Tetrisched: Space-Time Scheduling for Heterogeneous Datacenters

Past Dates

Friday, November 7, 2014 - 11:00am to 12:30pm
Faculty
Staff
Grad
Undergrad
Visitors

SPEAKER:  Alexey Tumanov, Carnegie Mellon University

HOST:     Andrew Warfield 

TITLE:    Tetrisched: Space-Time Scheduling for Heterogeneous Datacenters

ABSTRACT:

I'm planning to talk about TetriSched. The key idea behind TetriSched
is that it's a cluster scheduler that understands spatial (types of
resources) and temporal (when to run) job preferences and leverages
the flexibility and placement choices afforded by those preferences to
come up with efficient heterogeneous resource allocations. It supports
complex combinatorial soft constraints in a general way through an
algebraic expression language that captures arbitrary forms of
placement preferences, including the commonly mentioned locality and
anti-affinity. Recently, we integrated TetriSched within the Hadoop
YARN framework and ran real system experiments to demonstrate that
TetriSched outperforms YARN Capacity Scheduler significantly due to
the combination of TetriSched's support for gang scheduling,
plan-ahead (ability to reason about deferred resource allocation), and
soft constraints.

BIO:

I'm a PhD Candidate at Carnegie Mellon, pursuing my PhD in Systems under the supervision of Greg Ganger.

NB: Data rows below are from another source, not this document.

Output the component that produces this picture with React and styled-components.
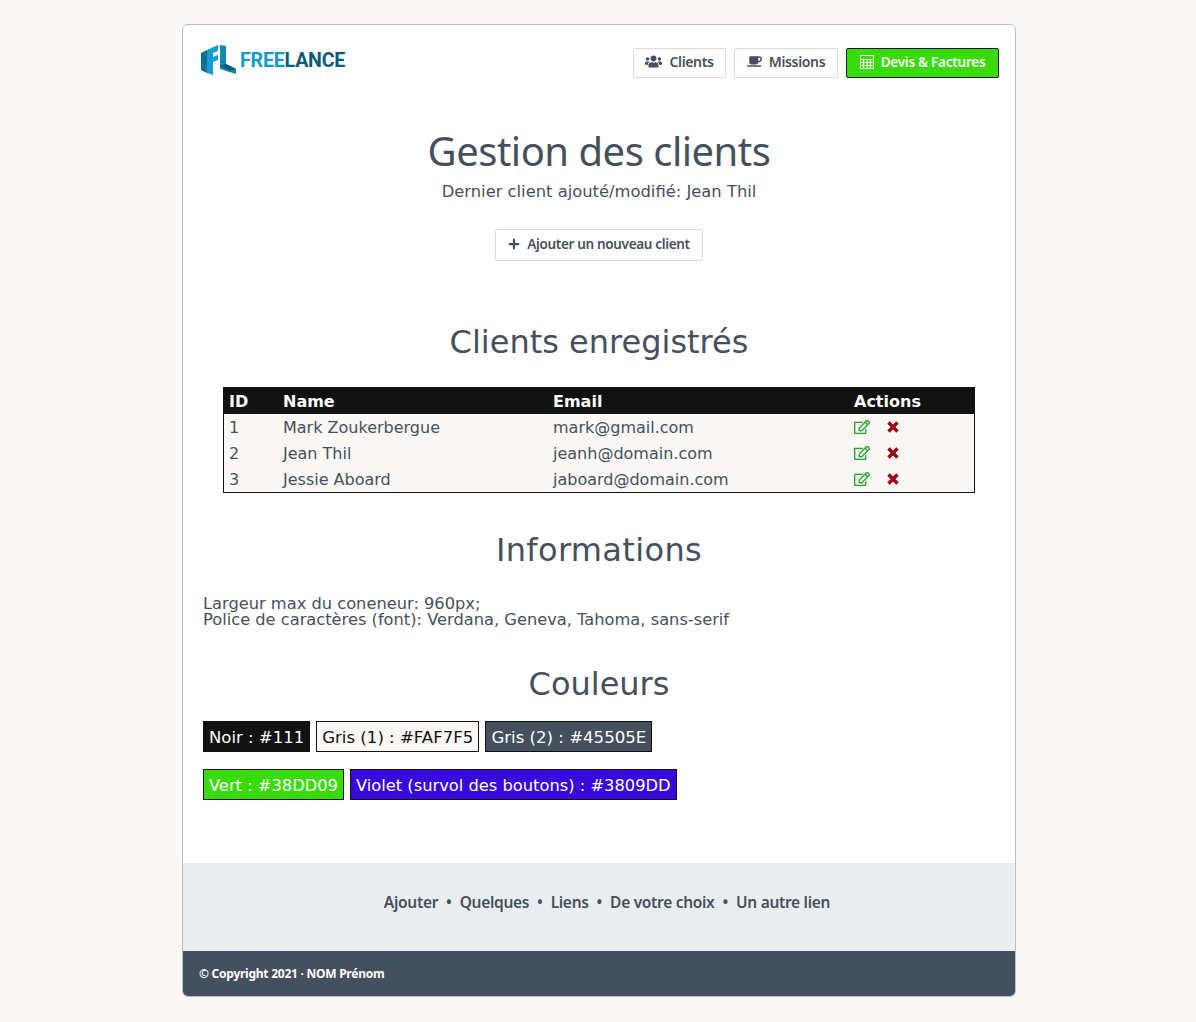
import React from 'react'
import styled, { createGlobalStyle } from 'styled-components'
import { FaUsers, FaCoffee, FaPlus, FaRegEdit } from 'react-icons/fa'

const GlobalStyle = createGlobalStyle`
  html, body { margin: 0; padding: 0; background: #faf7f5; }
  body { font-family: Verdana, "DejaVu Sans", sans-serif; color: #45505e; }
`

const Page = styled.div`
  width: 834px;
  margin: 24px 0 26px 182px;
  box-sizing: border-box;
  background: #fff;
  border: 1px solid #bdbdbd;
  border-radius: 6px;
  overflow: hidden;
`

const Header = styled.header`
  display: flex;
  justify-content: space-between;
  align-items: flex-start;
  height: 104px;
  box-sizing: border-box;
  padding: 20px 16px 0 18px;
`

const LogoBox = styled.div`
  display: flex;
  align-items: center;
  gap: 3px;
  height: 30px;
`

const LogoText = styled.span`
  font-family: Roboto, sans-serif;
  font-weight: 700;
  font-size: 19.6px;
  letter-spacing: -0.2px;
  color: #0f9ac9;
  span { color: #0a5a78; }
`

const Nav = styled.nav`
  display: flex;
  gap: 8px;
  margin-top: 3px;
`

const Button = styled.a`
  display: inline-flex;
  align-items: center;
  justify-content: center;
  gap: 7px;
  height: ${p => p.$h || 30}px;
  width: ${p => p.$w}px;
  box-sizing: border-box;
  padding-bottom: ${p => p.$pb || 4}px;
  border: 1px solid ${p => (p.$primary ? '#111' : '#d3dde5')};
  border-radius: 2px;
  background: ${p => (p.$primary ? '#38dd09' : '#fff')};
  color: ${p => (p.$primary ? '#fff' : '#45505e')};
  font-family: "Noto Sans", sans-serif;
  font-weight: 600;
  font-size: ${p => p.$size || 14}px;
  letter-spacing: ${p => p.$ls || -0.35}px;
`

const Main = styled.main`
  padding: 0 20px;
  text-align: center;
`

const Title = styled.h1`
  margin: 0;
  font-family: "Noto Sans", sans-serif;
  font-weight: 400;
  font-size: 40px;
  letter-spacing: -0.5px;
  line-height: 43px;
`

const Subtitle = styled.p`
  margin: 10px 0 28px;
  font-size: 16.35px;
  line-height: 19px;
`

const Heading = styled.h2`
  margin: ${p => p.$mt}px 0 ${p => p.$mb}px;
  font-weight: 400;
  font-size: 32px;
  letter-spacing: ${p => p.$ls || 0}px;
  line-height: 38px;
`

const Table = styled.table`
  width: 752px;
  margin: 0 auto;
  border: 1px solid #111;
  border-spacing: 0;
  background: #faf7f5;
  text-align: left;
  font-size: 16px;
`

const Th = styled.th`
  height: 26px;
  padding: 0 0 0 5px;
  background: #111;
  color: #fff;
  font-weight: 700;
  font-size: 16px;
  width: ${p => p.$w}px;
`

const Td = styled.td`
  height: 26px;
  padding: 0 0 0 5px;
`

const Actions = styled.div`
  display: flex;
  align-items: center;
  gap: 17px;
`

const Info = styled.p`
  margin: 0;
  text-align: left;
  font-size: 16.25px;
  line-height: 16px;
`

const Chips = styled.div`
  display: flex;
  gap: 6px;
  margin-bottom: 17px;
`

const Chip = styled.span`
  display: inline-block;
  box-sizing: border-box;
  height: 31px;
  line-height: 31px;
  padding: 0 5px;
  border: 1px solid #111;
  background: ${p => p.$bg};
  color: ${p => p.$fg};
  font-size: ${p => p.$size}px;
`

const FooterNav = styled.div`
  display: flex;
  justify-content: center;
  align-items: center;
  box-sizing: border-box;
  height: 88px;
  margin-top: 63px;
  padding: 0 0 11px 16px;
  gap: 8px;
  background: #ebeef1;
  font-family: "Noto Sans", sans-serif;
  font-weight: 600;
  font-size: 15.5px;
  letter-spacing: -0.3px;
`

const Copyright = styled.footer`
  height: 45px;
  line-height: 45px;
  padding-left: 16px;
  background: #45505e;
  color: #fff;
  font-family: "Noto Sans", sans-serif;
  font-weight: 700;
  font-size: 12px;
  letter-spacing: -0.25px;
`

const Logo = () => (
  <svg width="36" height="30" viewBox="0 0 36 30">
    <path d="M0 8 L6 5 L6 28 L0 25 Z" fill="#0b6f96" />
    <path d="M6 5 L17 0 L17 6 L12 8 L12 12 L17 10 L17 15 L12 17 L12 30 L6 28 Z" fill="#12a0d0" />
    <path d="M19 0 L25 1 L25 19 L35 24 L35 29 L19 24 Z" fill="#0f88b3" />
    <path d="M25 19 L35 24 L29 26 L19 21 Z" fill="#0a5a78" />
  </svg>
)

const Calculator = () => (
  <svg width="14" height="14" viewBox="0 0 14 14" fill="none" stroke="#fff" strokeWidth="1">
    <rect x="0.5" y="0.5" width="13" height="13" />
    <path d="M0.5 4.5H13.5M0.5 7.5H13.5M0.5 10.5H13.5M3.5 4.5V13.5M7 4.5V13.5M10.5 4.5V13.5" />
  </svg>
)

const Cross = () => (
  <svg width="12" height="12" viewBox="0 0 12 12" stroke="#a00010" strokeWidth="3.4">
    <path d="M1.5 1.5L10.5 10.5M10.5 1.5L1.5 10.5" />
  </svg>
)

const clients = [
  { id: 1, name: 'Mark Zoukerbergue', email: 'mark@gmail.com' },
  { id: 2, name: 'Jean Thil', email: 'jeanh@domain.com' },
  { id: 3, name: 'Jessie Aboard', email: 'jaboard@domain.com' },
]

export default function App() {
  return (
    <>
      <GlobalStyle />
      <Page>
        <Header>
          <LogoBox>
            <Logo />
            <LogoText>FREE<span>LANCE</span></LogoText>
          </LogoBox>
          <Nav>
            <Button $w={93}><FaUsers size={17} />Clients</Button>
            <Button $w={104}><FaCoffee size={15} />Missions</Button>
            <Button $w={153} $primary $pb={3} $size={13.5} $ls={-0.25}><Calculator />Devis &amp; Factures</Button>
          </Nav>
        </Header>
        <Main>
          <Title>Gestion des clients</Title>
          <Subtitle>Dernier client ajouté/modifié: Jean Thil</Subtitle>
          <Button $w={208} $h={32} $pb={2} $size={13.5} $ls={-0.33}><FaPlus size={12} />Ajouter un nouveau client</Button>
          <Heading $mt={62} $mb={26}>Clients enregistrés</Heading>
          <Table>
            <thead>
              <tr>
                <Th $w={49}>ID</Th>
                <Th $w={265}>Name</Th>
                <Th $w={296}>Email</Th>
                <Th>Actions</Th>
              </tr>
            </thead>
            <tbody>
              {clients.map(c => (
                <tr key={c.id}>
                  <Td>{c.id}</Td>
                  <Td>{c.name}</Td>
                  <Td>{c.email}</Td>
                  <Td>
                    <Actions>
                      <FaRegEdit size={16} color="#1fa32d" />
                      <Cross />
                    </Actions>
                  </Td>
                </tr>
              ))}
            </tbody>
          </Table>
          <Heading $mt={38} $mb={27} $ls={0.35}>Informations</Heading>
          <Info>Largeur max du coneneur: 960px;</Info>
          <Info>Police de caractères (font): Verdana, Geneva, Tahoma, sans-serif</Info>
          <Heading $mt={37} $mb={18}>Couleurs</Heading>
          <Chips>
            <Chip $size={16.5} $bg="#111" $fg="#fff">Noir : #111</Chip>
            <Chip $size={16.58} $bg="#faf7f5" $fg="#111">Gris (1) : #FAF7F5</Chip>
            <Chip $size={16.58} $bg="#45505e" $fg="#fff">Gris (2) : #45505E</Chip>
          </Chips>
          <Chips>
            <Chip $size={16.3} $bg="#38dd09" $fg="#fff">Vert : #38DD09</Chip>
            <Chip $size={16.3} $bg="#3809dd" $fg="#fff">Violet (survol des boutons) : #3809DD</Chip>
          </Chips>
        </Main>
        <FooterNav>
          <span>Ajouter</span><span>•</span>
          <span>Quelques</span><span>•</span>
          <span>Liens</span><span>•</span>
          <span>De votre choix</span><span>•</span>
          <span>Un autre lien</span>
        </FooterNav>
        <Copyright>© Copyright 2021 · NOM Prénom</Copyright>
      </Page>
    </>
  )
}
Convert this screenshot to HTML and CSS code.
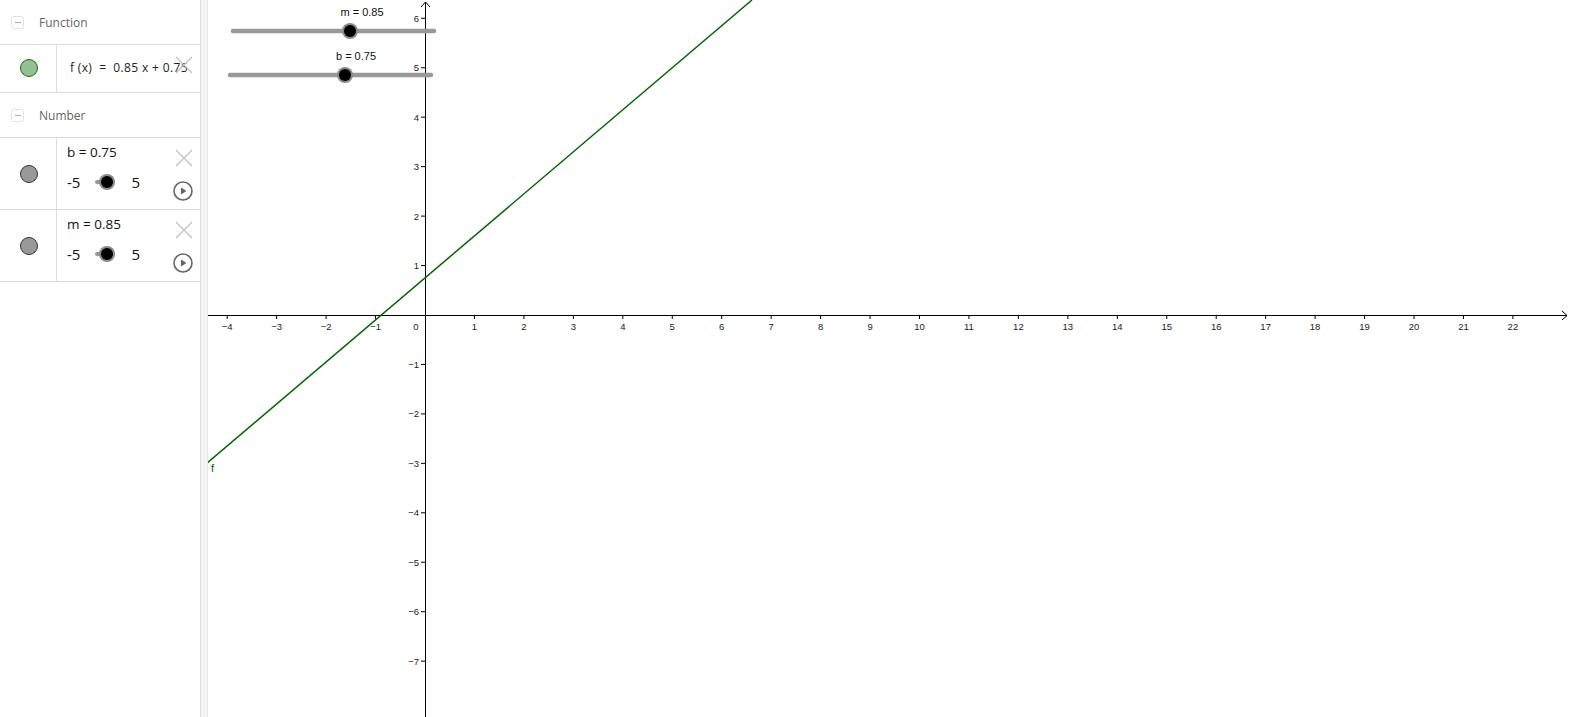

At CMU, I've also been fortunate to collaborate closely with Onur Mutlu, Mor Harchol-Balter, and Michael
Kozuch. At a high level, my research interests revolve around systems
support for large-scale and data-intensive distributed computing. For
more detail, please refer to my publication list.
http://www.cs.toronto.edu/~atumanov/

At the University of Toronto, I worked under the supervision of Eyal de
Lara and Michael Brudno, as a full-time research assistant, contributing
to SnowFlock and SnowFlock - related projects. I received my
research-based M.Sc. in Computer Science from York University in
Toronto, working with Centre for Vision Research affiliated advisors -
Robert Allison and Wolfgang Stuerzlinger. My thesis focused on
mitigating and compensating for the delay and its variability inherent
to the distributed interactive virtual reality applications.

Lastly, I worked on distributed cluster technology R&D in the industry
as well. I was involved with the development of cluster middleware
responsible for distributed datacenter resource management, allocation,
and scheduling. I was also one of the key contributors to the
development of the Intel Cluster Ready Open Cluster Stack(OCS).